— start of PROVIDED RECORDS —

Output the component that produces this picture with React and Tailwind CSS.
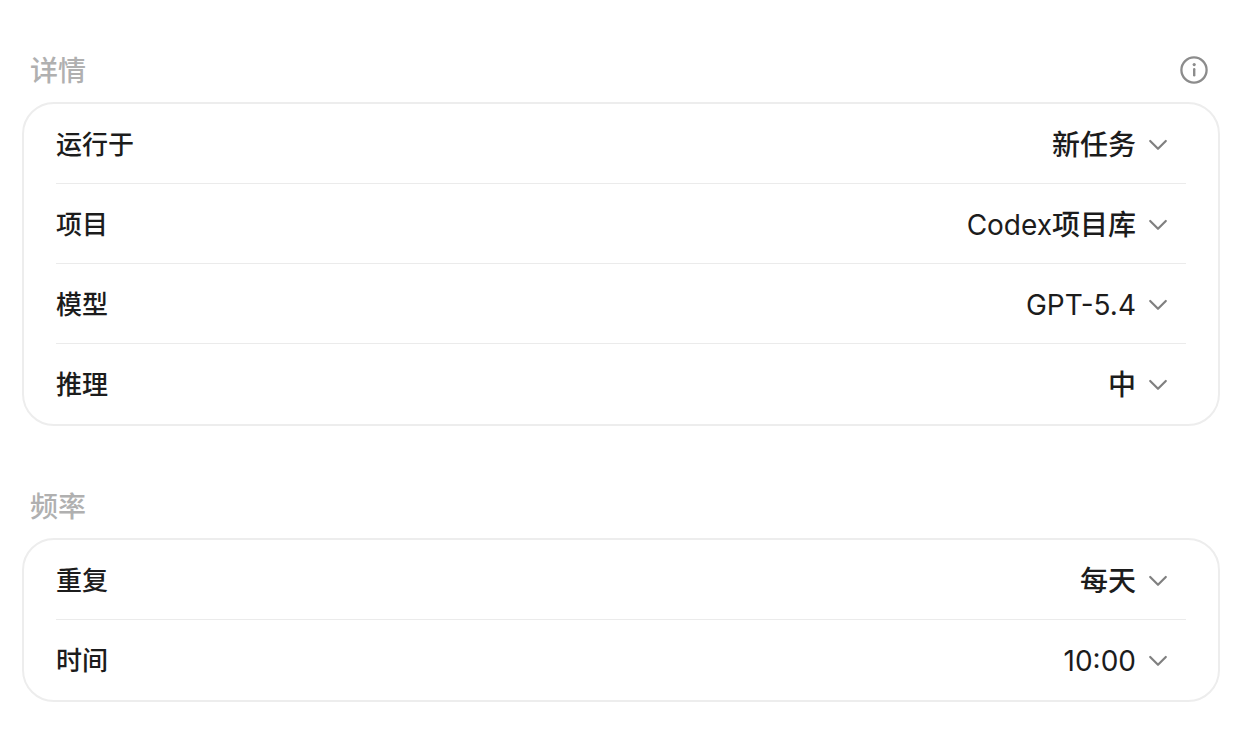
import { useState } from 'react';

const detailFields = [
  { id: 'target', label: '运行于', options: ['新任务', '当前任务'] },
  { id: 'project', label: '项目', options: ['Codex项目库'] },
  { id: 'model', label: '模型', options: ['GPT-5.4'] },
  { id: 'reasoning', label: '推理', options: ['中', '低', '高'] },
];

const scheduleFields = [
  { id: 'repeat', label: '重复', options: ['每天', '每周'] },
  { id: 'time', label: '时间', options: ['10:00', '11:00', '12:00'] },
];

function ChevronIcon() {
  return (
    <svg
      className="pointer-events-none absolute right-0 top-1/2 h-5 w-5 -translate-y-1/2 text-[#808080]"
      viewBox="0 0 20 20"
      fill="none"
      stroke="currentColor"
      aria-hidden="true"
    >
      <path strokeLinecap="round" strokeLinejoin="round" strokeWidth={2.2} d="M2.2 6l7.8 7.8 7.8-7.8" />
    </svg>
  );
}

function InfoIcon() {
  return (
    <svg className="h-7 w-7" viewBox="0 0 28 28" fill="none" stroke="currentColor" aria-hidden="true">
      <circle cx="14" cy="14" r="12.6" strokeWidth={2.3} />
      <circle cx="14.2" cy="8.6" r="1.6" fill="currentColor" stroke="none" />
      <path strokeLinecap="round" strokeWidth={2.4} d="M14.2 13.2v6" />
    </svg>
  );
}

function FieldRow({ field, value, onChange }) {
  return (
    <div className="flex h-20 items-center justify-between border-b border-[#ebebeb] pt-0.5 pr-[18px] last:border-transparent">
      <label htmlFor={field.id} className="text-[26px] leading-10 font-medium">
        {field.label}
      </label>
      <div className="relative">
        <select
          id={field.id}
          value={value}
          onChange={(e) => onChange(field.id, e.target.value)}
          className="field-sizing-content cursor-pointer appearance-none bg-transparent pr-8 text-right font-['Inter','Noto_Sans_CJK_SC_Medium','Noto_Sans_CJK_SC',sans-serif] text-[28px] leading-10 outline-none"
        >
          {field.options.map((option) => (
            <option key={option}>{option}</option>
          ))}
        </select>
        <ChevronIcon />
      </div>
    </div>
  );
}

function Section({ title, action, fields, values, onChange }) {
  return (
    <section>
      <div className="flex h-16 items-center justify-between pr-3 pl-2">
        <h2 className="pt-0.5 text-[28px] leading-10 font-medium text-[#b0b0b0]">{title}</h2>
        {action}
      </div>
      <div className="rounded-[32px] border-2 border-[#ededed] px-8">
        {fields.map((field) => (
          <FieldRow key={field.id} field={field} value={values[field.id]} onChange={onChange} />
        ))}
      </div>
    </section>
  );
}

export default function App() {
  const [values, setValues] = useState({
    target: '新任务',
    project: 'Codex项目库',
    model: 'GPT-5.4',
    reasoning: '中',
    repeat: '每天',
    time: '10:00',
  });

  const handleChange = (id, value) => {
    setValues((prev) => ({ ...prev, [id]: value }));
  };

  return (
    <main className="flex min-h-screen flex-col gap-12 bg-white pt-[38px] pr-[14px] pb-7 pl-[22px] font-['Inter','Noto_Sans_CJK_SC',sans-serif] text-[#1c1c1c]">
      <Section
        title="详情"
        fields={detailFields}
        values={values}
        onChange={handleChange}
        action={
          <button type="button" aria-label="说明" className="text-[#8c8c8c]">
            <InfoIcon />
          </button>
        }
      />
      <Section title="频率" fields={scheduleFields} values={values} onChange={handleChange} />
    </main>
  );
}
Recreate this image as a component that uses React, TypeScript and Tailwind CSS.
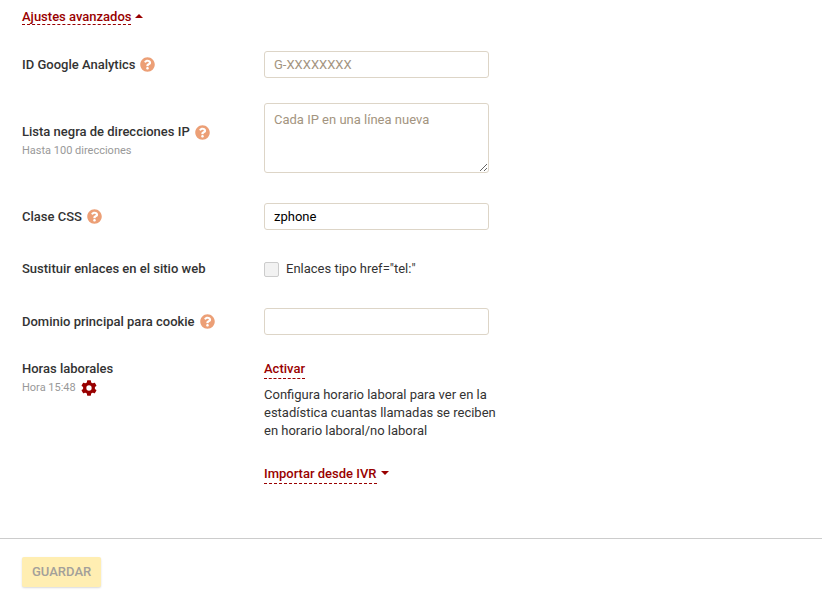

— end of PROVIDED RECORDS —

## TASK GOAL
Reproduce every entry exactly, but omit each picture.

## OUTPUT OF THE EXERCISE
Output the component that produces this picture with React and Tailwind CSS.
import { useState } from 'react';

const detailFields = [
  { id: 'target', label: '运行于', options: ['新任务', '当前任务'] },
  { id: 'project', label: '项目', options: ['Codex项目库'] },
  { id: 'model', label: '模型', options: ['GPT-5.4'] },
  { id: 'reasoning', label: '推理', options: ['中', '低', '高'] },
];

const scheduleFields = [
  { id: 'repeat', label: '重复', options: ['每天', '每周'] },
  { id: 'time', label: '时间', options: ['10:00', '11:00', '12:00'] },
];

function ChevronIcon() {
  return (
    <svg
      className="pointer-events-none absolute right-0 top-1/2 h-5 w-5 -translate-y-1/2 text-[#808080]"
      viewBox="0 0 20 20"
      fill="none"
      stroke="currentColor"
      aria-hidden="true"
    >
      <path strokeLinecap="round" strokeLinejoin="round" strokeWidth={2.2} d="M2.2 6l7.8 7.8 7.8-7.8" />
    </svg>
  );
}

function InfoIcon() {
  return (
    <svg className="h-7 w-7" viewBox="0 0 28 28" fill="none" stroke="currentColor" aria-hidden="true">
      <circle cx="14" cy="14" r="12.6" strokeWidth={2.3} />
      <circle cx="14.2" cy="8.6" r="1.6" fill="currentColor" stroke="none" />
      <path strokeLinecap="round" strokeWidth={2.4} d="M14.2 13.2v6" />
    </svg>
  );
}

function FieldRow({ field, value, onChange }) {
  return (
    <div className="flex h-20 items-center justify-between border-b border-[#ebebeb] pt-0.5 pr-[18px] last:border-transparent">
      <label htmlFor={field.id} className="text-[26px] leading-10 font-medium">
        {field.label}
      </label>
      <div className="relative">
        <select
          id={field.id}
          value={value}
          onChange={(e) => onChange(field.id, e.target.value)}
          className="field-sizing-content cursor-pointer appearance-none bg-transparent pr-8 text-right font-['Inter','Noto_Sans_CJK_SC_Medium','Noto_Sans_CJK_SC',sans-serif] text-[28px] leading-10 outline-none"
        >
          {field.options.map((option) => (
            <option key={option}>{option}</option>
          ))}
        </select>
        <ChevronIcon />
      </div>
    </div>
  );
}

function Section({ title, action, fields, values, onChange }) {
  return (
    <section>
      <div className="flex h-16 items-center justify-between pr-3 pl-2">
        <h2 className="pt-0.5 text-[28px] leading-10 font-medium text-[#b0b0b0]">{title}</h2>
        {action}
      </div>
      <div className="rounded-[32px] border-2 border-[#ededed] px-8">
        {fields.map((field) => (
          <FieldRow key={field.id} field={field} value={values[field.id]} onChange={onChange} />
        ))}
      </div>
    </section>
  );
}

export default function App() {
  const [values, setValues] = useState({
    target: '新任务',
    project: 'Codex项目库',
    model: 'GPT-5.4',
    reasoning: '中',
    repeat: '每天',
    time: '10:00',
  });

  const handleChange = (id, value) => {
    setValues((prev) => ({ ...prev, [id]: value }));
  };

  return (
    <main className="flex min-h-screen flex-col gap-12 bg-white pt-[38px] pr-[14px] pb-7 pl-[22px] font-['Inter','Noto_Sans_CJK_SC',sans-serif] text-[#1c1c1c]">
      <Section
        title="详情"
        fields={detailFields}
        values={values}
        onChange={handleChange}
        action={
          <button type="button" aria-label="说明" className="text-[#8c8c8c]">
            <InfoIcon />
          </button>
        }
      />
      <Section title="频率" fields={scheduleFields} values={values} onChange={handleChange} />
    </main>
  );
}
Recreate this image as a component that uses React, TypeScript and Tailwind CSS.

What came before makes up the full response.